Dear brethren, if such is the security and happiness of the saints, oh, let us never forget the price of our redemption. The blessed Jesus came into this world, not to teach men husbandry, or the mechanical arts – not to instruct them in politics, or any of the branches of science or natural philosophy; he never taught man the use of the magnet, or the mariner’s art. No; these things are good and profitable among men, but infinitely beneath the cause that Jesus came to espouse. He came to do the will of him who sent him, and to finish his work – to magnify his law, to clear his amiable character, to make a display of his excellent perfections, to build up truth, to expose sin, conquer Satan, and save sinners by his blood. Oh, how immense the love! how free the grace! how inexpressible the kindness! how painful the conflict! how interesting to us, and how triumphant to himself, the victory! The bleeding victim, slain under the Mosaic institution, the blood and smoke of the Jewish altars, but feebly pointed out the great offering of Christ, to make atonement for the sins of men.
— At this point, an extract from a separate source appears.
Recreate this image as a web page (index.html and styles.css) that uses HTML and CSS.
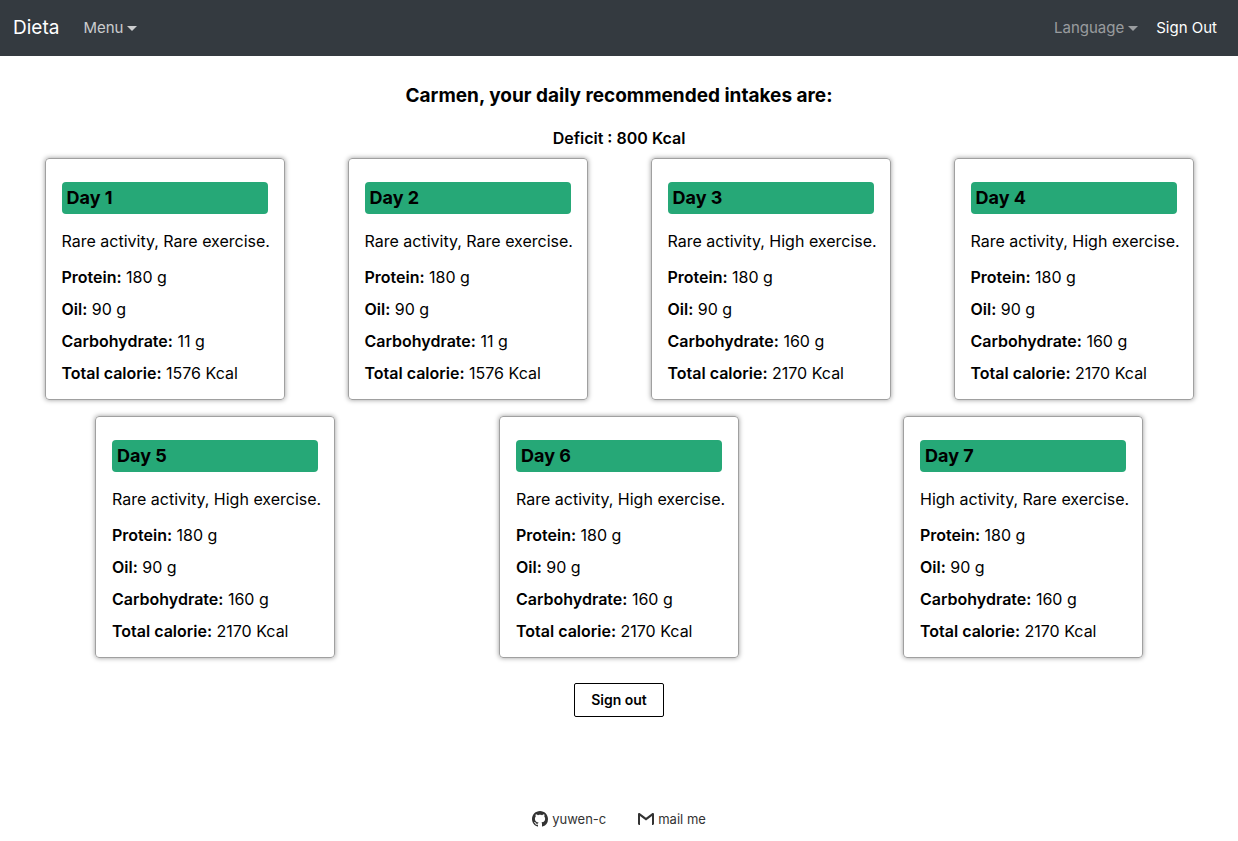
FILE: index.html
```html
<!DOCTYPE html>
<html lang="en">
<head>
<meta charset="utf-8">
<meta name="viewport" content="width=device-width, initial-scale=1">
<title>Dieta</title>
<link rel="stylesheet" href="styles.css">
</head>
<body>
<nav class="navbar">
  <a class="brand" href="#">Dieta</a>
  <button class="nav-item menu" type="button">Menu<span class="caret"></span></button>
  <button class="nav-item language" type="button">Language<span class="caret"></span></button>
  <a class="sign-out-link" href="#">Sign Out</a>
</nav>
<main class="content">
  <h1 class="title">Carmen, your daily recommended intakes are:</h1>
  <p class="deficit">Deficit : 800 Kcal</p>
  <div class="days">
    <section class="card">
      <h2 class="day">Day 1</h2>
      <p class="activity">Rare activity, Rare exercise.</p>
      <p class="fact"><b>Protein:</b> 180 g</p>
      <p class="fact"><b>Oil:</b> 90 g</p>
      <p class="fact"><b>Carbohydrate:</b> 11 g</p>
      <p class="fact"><b>Total calorie:</b> 1576 Kcal</p>
    </section>
    <section class="card">
      <h2 class="day">Day 2</h2>
      <p class="activity">Rare activity, Rare exercise.</p>
      <p class="fact"><b>Protein:</b> 180 g</p>
      <p class="fact"><b>Oil:</b> 90 g</p>
      <p class="fact"><b>Carbohydrate:</b> 11 g</p>
      <p class="fact"><b>Total calorie:</b> 1576 Kcal</p>
    </section>
    <section class="card">
      <h2 class="day">Day 3</h2>
      <p class="activity">Rare activity, High exercise.</p>
      <p class="fact"><b>Protein:</b> 180 g</p>
      <p class="fact"><b>Oil:</b> 90 g</p>
      <p class="fact"><b>Carbohydrate:</b> 160 g</p>
      <p class="fact"><b>Total calorie:</b> 2170 Kcal</p>
    </section>
    <section class="card">
      <h2 class="day">Day 4</h2>
      <p class="activity">Rare activity, High exercise.</p>
      <p class="fact"><b>Protein:</b> 180 g</p>
      <p class="fact"><b>Oil:</b> 90 g</p>
      <p class="fact"><b>Carbohydrate:</b> 160 g</p>
      <p class="fact"><b>Total calorie:</b> 2170 Kcal</p>
    </section>
    <section class="card">
      <h2 class="day">Day 5</h2>
      <p class="activity">Rare activity, High exercise.</p>
      <p class="fact"><b>Protein:</b> 180 g</p>
      <p class="fact"><b>Oil:</b> 90 g</p>
      <p class="fact"><b>Carbohydrate:</b> 160 g</p>
      <p class="fact"><b>Total calorie:</b> 2170 Kcal</p>
    </section>
    <section class="card">
      <h2 class="day">Day 6</h2>
      <p class="activity">Rare activity, High exercise.</p>
      <p class="fact"><b>Protein:</b> 180 g</p>
      <p class="fact"><b>Oil:</b> 90 g</p>
      <p class="fact"><b>Carbohydrate:</b> 160 g</p>
      <p class="fact"><b>Total calorie:</b> 2170 Kcal</p>
    </section>
    <section class="card">
      <h2 class="day">Day 7</h2>
      <p class="activity">High activity, Rare exercise.</p>
      <p class="fact"><b>Protein:</b> 180 g</p>
      <p class="fact"><b>Oil:</b> 90 g</p>
      <p class="fact"><b>Carbohydrate:</b> 160 g</p>
      <p class="fact"><b>Total calorie:</b> 2170 Kcal</p>
    </section>
  </div>
  <button class="sign-out" type="button">Sign out</button>
</main>
<footer class="footer">
  <a class="contact" href="#"><svg class="icon" viewBox="0 0 16 16" aria-hidden="true"><path fill="currentColor" fill-rule="evenodd" d="M8 0C3.58 0 0 3.58 0 8c0 3.54 2.29 6.53 5.47 7.59.4.07.55-.17.55-.38 0-.19-.01-.82-.01-1.49-2.01.37-2.53-.49-2.69-.94-.09-.23-.48-.94-.82-1.13-.28-.15-.68-.52-.01-.53.63-.01 1.08.58 1.23.82.72 1.21 1.87.87 2.33.66.07-.52.28-.87.51-1.07-1.78-.2-3.64-.89-3.64-3.95 0-.87.31-1.59.82-2.15-.08-.2-.36-1.02.08-2.12 0 0 .67-.21 2.2.82.64-.18 1.32-.27 2-.27s1.36.09 2 .27c1.53-1.04 2.2-.82 2.2-.82.44 1.1.16 1.92.08 2.12.51.56.82 1.27.82 2.15 0 3.07-1.87 3.75-3.65 3.95.29.25.54.73.54 1.48 0 1.07-.01 1.93-.01 2.2 0 .21.15.46.55.38A8.01 8.01 0 0 0 16 8c0-4.42-3.58-8-8-8z"/></svg>yuwen-c</a>
  <a class="contact" href="#"><svg class="icon" viewBox="0 0 16 16" aria-hidden="true"><path fill="currentColor" d="M0 3.200C0 2.500.5 2 1.200 2h.4L8 6.800 14.400 2h.4c.7 0 1.200.5 1.200 1.200v9.600c0 .7-.5 1.200-1.200 1.200H14V5L8 9.400 2 5v9h-.8C.5 14 0 13.500 0 12.800z"/></svg>mail me</a>
</footer>
</body>
</html>
```
FILE: styles.css
```css
* {
  box-sizing: border-box;
}

body {
  display: flex;
  flex-direction: column;
  min-height: 100vh;
  margin: 0;
  background: #fff;
  color: #000;
  font: 16px/24px Inter, "Liberation Sans", sans-serif;
}

h1,
h2,
p {
  margin: 0;
}

a {
  color: inherit;
  text-decoration: none;
}

button {
  margin: 0;
  font: inherit;
  cursor: pointer;
}

.navbar {
  display: flex;
  align-items: center;
  height: 56px;
  padding: 0 21px 0 13px;
  background: #343a40;
  font-size: 15px;
}

.brand {
  margin-right: 24px;
  color: #fff;
  font-size: 19px;
}

.nav-item {
  display: flex;
  align-items: center;
  gap: 4px;
  padding: 0;
  border: 0;
  background: none;
}

.menu {
  color: rgba(255, 255, 255, 0.75);
}

.language {
  margin: 0 18px 0 auto;
  color: rgba(255, 255, 255, 0.5);
}

.caret {
  border: 5px solid transparent;
  border-top-color: currentColor;
  border-bottom: 0;
}

.sign-out-link {
  color: #fff;
}

.content {
  display: flex;
  flex-direction: column;
  align-items: center;
  padding: 28px 13px 0;
}

.title {
  font-size: 19px;
  font-weight: 700;
  line-height: 24px;
}

.deficit {
  margin: 18px 0 8px;
  font-weight: 600;
}

.days {
  display: flex;
  flex-wrap: wrap;
  justify-content: space-around;
  row-gap: 16px;
  width: 100%;
}

.card {
  width: 240px;
  margin: 0 8px;
  padding: 23px 16px 14px;
  border: 1px solid #a0a0a0;
  border-radius: 4px;
  box-shadow: 0 0 5px rgba(0, 0, 0, 0.4);
}

.day {
  padding: 0 5px;
  border-radius: 4px;
  background: #26a877;
  font-size: 18px;
  font-weight: 700;
  line-height: 32px;
}

.activity {
  margin: 15px 0 12px;
  white-space: nowrap;
}

.fact + .fact {
  margin-top: 8px;
}

.fact b {
  font-weight: 600;
}

.sign-out {
  height: 34px;
  margin-top: 25px;
  padding: 0 16px;
  border: 1px solid #000;
  border-radius: 2px;
  background: #fff;
  color: #000;
  font-size: 14px;
  font-weight: 600;
}

.footer {
  display: flex;
  justify-content: center;
  gap: 32px;
  margin-top: auto;
  padding: 24px 0 10px;
  color: #333;
  font-size: 13px;
}

.contact {
  display: flex;
  align-items: center;
  gap: 4px;
}

.icon {
  width: 16px;
  height: 16px;
}
```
Let Arians, Socinians, or any others, undervalue the bloody sacrifices and vicarious sufferings of the God-man, Christ Jesus, yet on this foundation we trust our souls, and humbly hope to spend a long eternity in finding out this knowledge of witty inventions, and adoring the wisdom, love and grace, which we never expect, nor ever wish to comprehend.
Since our last association, our dear brother, Rev. Joshua Morse, of Sandisfield, has departed this life. He began the work of the ministry in his youth, has followed it with unwearied zeal, solemn devotion and practical piety, to a good old age, and died in the triumphs of faith. We have gospel grounds to believe that, while we are associating here on earth, and see his Beat empty among us, he is associating with the saints in heaven, and filling his seat among the servants of the Lord, and has heard and received the blessed plaudit: “Well done, good and faithful servant; because thou hast been faithful over a little, I will make thee ruler over much. Enter thou into the joy of thy Lord.” Oh! may all of us, who are called upon to minister in holy things, be faithful unto death, that we may receive a crown of life. And may the Lord raise up and send forth able, wise, spiritual, and faithful laborers into his vineyard.
As to the state of our churches, there is nothing-very flattering, nor is there anything peculiarly discouraging. A worldy, careless spirit too much abounds in general; but there are some revivings. Upon the whole, we can say “the Lord reigns,” and his word of revelation recommends itself to us with satisfactory evidence. The preceding minutes will give any curious inquirer the number of our churches, and what alterations have taken place since our last anniversary.
In this present session, moderation and good order have presided, and some quickenings of the Holy Spirit. And may the word and spirit of the living God be our guide and comforter forever. Amen.*
Elder John Leland
The Writings of the Late Elder John Leland
Published originally 1845
Pages 230 – 232
* It is possible some alterations were made in this, and perhaps, also, the other associational letters, by the bodies for which they were prepared; but what these changes were, we have now no means of ascertaining.